TASK REQUIREMENTS:
Pictures stay out of this copy, which runs from the first line of the material through the line containing "const placeholders = ['Weight', 'Reps', 'Sets']".
========================
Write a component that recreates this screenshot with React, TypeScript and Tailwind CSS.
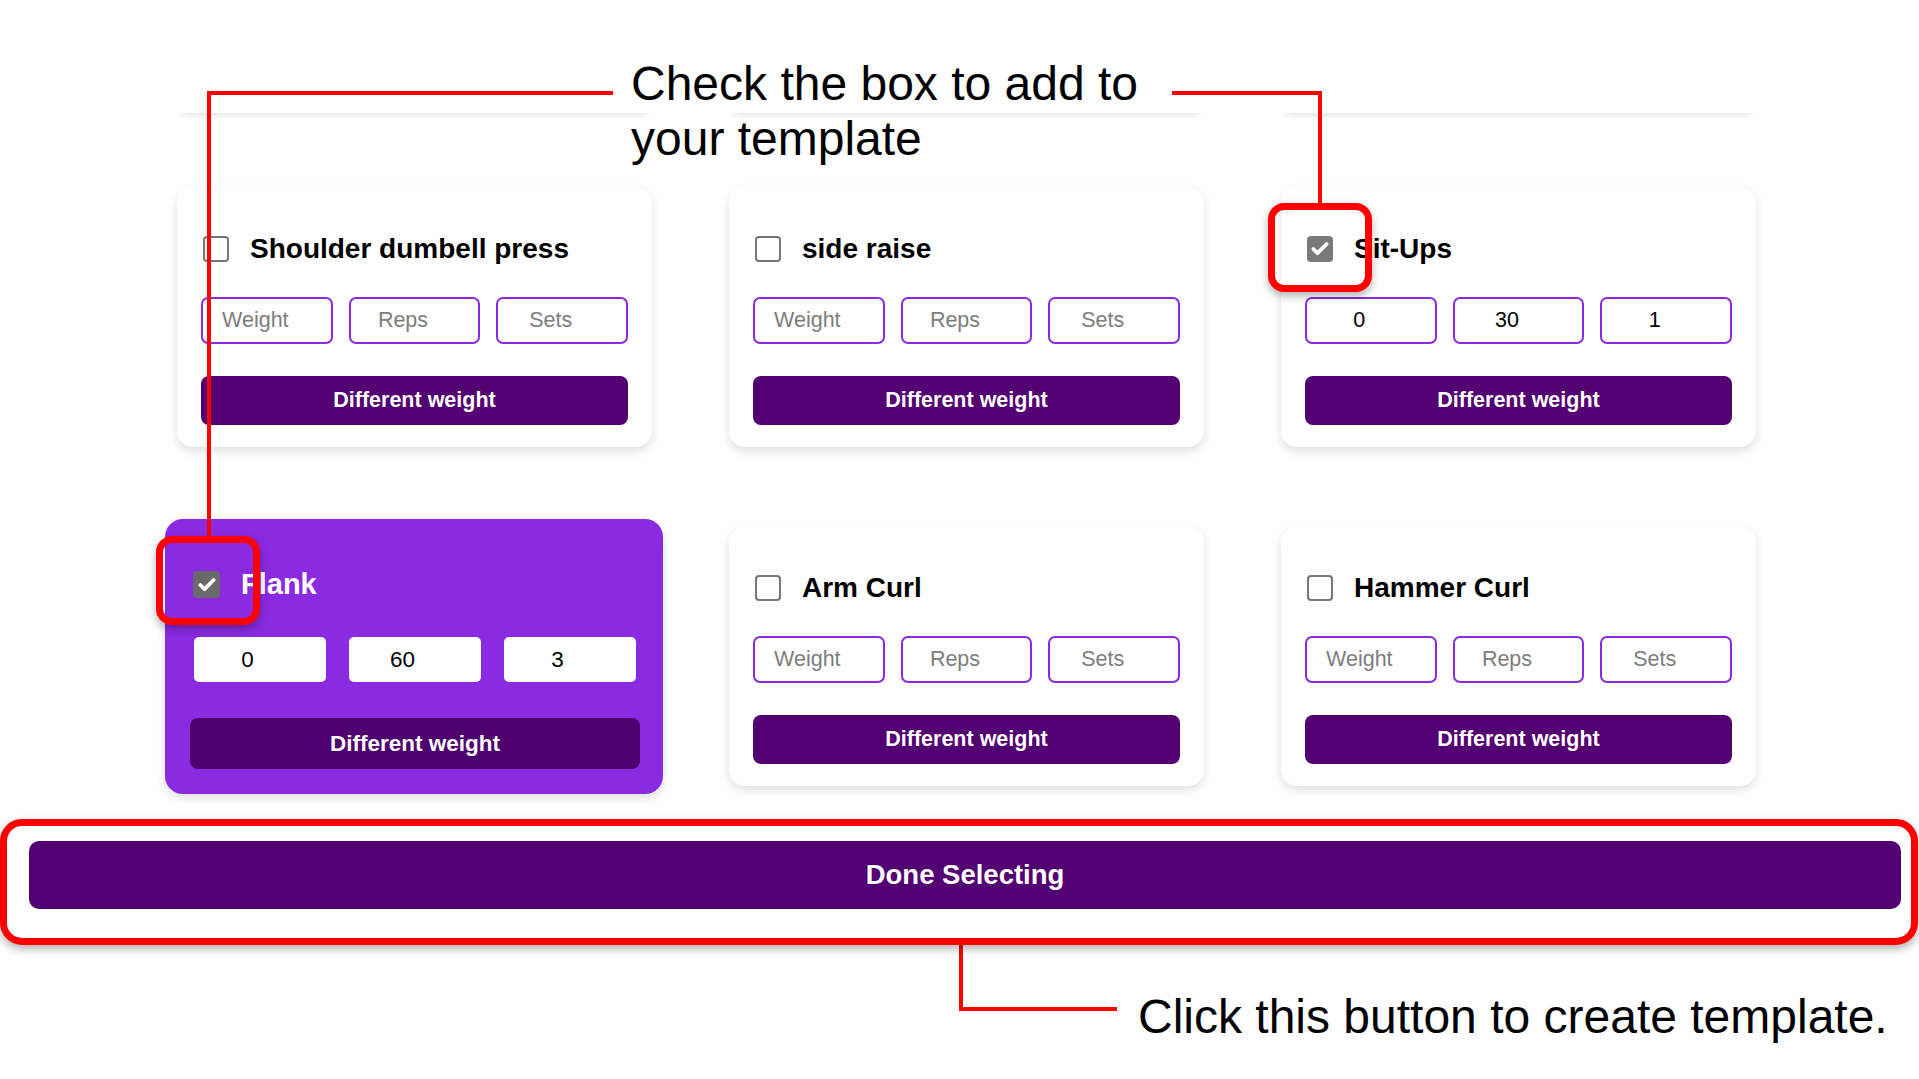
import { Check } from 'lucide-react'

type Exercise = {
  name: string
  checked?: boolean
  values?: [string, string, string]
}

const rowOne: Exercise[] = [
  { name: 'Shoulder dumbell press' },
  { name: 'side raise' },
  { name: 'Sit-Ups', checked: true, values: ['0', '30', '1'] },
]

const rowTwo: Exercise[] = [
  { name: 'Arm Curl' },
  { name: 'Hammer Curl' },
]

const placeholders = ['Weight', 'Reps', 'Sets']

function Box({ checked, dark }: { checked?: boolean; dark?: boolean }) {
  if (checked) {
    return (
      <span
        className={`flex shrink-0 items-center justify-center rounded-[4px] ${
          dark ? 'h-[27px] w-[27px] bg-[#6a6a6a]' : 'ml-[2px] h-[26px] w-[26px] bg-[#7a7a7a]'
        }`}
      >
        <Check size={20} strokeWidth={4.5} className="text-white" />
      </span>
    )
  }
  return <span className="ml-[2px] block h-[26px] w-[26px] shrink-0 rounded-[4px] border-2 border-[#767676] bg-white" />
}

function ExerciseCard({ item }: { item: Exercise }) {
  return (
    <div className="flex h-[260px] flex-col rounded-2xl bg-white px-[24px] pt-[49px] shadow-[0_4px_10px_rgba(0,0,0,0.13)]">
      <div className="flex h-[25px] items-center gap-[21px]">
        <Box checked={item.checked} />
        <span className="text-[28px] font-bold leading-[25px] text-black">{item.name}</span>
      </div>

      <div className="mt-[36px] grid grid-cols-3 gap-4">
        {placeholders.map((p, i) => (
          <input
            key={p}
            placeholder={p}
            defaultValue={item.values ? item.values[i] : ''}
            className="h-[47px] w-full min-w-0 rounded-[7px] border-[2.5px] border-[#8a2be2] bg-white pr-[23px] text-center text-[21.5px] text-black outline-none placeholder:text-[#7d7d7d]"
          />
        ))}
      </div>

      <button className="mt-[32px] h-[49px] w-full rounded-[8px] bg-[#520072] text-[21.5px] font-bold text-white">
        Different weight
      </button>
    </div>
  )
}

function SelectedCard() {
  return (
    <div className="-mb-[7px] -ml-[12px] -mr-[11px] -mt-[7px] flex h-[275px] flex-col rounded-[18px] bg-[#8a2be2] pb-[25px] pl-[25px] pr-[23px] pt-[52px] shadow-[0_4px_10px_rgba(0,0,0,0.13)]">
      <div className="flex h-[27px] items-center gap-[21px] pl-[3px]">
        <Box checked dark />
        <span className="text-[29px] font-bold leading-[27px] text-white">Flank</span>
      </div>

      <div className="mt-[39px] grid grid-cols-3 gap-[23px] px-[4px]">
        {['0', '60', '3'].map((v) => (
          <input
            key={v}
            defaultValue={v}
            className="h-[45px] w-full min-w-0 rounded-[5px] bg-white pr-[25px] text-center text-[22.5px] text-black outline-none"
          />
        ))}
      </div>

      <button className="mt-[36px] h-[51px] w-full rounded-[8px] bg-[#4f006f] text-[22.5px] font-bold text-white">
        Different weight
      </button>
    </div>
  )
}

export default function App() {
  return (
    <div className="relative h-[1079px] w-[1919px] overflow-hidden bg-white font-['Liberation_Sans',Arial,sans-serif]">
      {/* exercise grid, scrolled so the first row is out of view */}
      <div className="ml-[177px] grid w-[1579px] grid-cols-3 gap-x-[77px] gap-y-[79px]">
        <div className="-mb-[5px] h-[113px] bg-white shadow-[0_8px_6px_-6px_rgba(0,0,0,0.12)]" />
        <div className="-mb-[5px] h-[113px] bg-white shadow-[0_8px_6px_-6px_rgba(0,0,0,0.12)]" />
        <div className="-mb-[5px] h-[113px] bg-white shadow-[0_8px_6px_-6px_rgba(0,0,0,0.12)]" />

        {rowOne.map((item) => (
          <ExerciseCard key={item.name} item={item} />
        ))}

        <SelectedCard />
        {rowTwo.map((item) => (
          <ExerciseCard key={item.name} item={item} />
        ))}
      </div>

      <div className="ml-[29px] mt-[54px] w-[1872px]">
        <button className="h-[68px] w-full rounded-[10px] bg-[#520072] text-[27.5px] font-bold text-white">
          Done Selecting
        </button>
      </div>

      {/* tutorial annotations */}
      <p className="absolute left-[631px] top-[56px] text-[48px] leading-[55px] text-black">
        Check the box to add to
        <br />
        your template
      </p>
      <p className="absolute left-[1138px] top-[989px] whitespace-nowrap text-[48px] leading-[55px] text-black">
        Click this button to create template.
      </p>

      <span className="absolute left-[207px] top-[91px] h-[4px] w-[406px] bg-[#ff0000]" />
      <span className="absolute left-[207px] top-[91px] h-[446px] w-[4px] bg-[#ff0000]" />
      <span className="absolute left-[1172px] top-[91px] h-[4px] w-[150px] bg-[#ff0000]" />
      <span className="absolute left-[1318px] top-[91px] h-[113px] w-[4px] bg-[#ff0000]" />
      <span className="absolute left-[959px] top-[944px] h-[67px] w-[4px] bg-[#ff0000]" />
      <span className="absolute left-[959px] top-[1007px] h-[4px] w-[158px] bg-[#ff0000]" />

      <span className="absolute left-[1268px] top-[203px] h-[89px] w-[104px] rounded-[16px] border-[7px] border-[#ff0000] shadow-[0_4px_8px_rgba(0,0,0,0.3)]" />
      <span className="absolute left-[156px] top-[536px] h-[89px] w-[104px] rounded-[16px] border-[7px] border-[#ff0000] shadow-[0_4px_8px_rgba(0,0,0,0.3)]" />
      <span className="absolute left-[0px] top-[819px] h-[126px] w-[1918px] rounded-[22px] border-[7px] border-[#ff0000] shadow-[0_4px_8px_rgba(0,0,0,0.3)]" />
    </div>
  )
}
========================
WORKED ANSWER:
Write a component that recreates this screenshot with React, TypeScript and Tailwind CSS.
import { Check } from 'lucide-react'

type Exercise = {
  name: string
  checked?: boolean
  values?: [string, string, string]
}

const rowOne: Exercise[] = [
  { name: 'Shoulder dumbell press' },
  { name: 'side raise' },
  { name: 'Sit-Ups', checked: true, values: ['0', '30', '1'] },
]

const rowTwo: Exercise[] = [
  { name: 'Arm Curl' },
  { name: 'Hammer Curl' },
]

const placeholders = ['Weight', 'Reps', 'Sets']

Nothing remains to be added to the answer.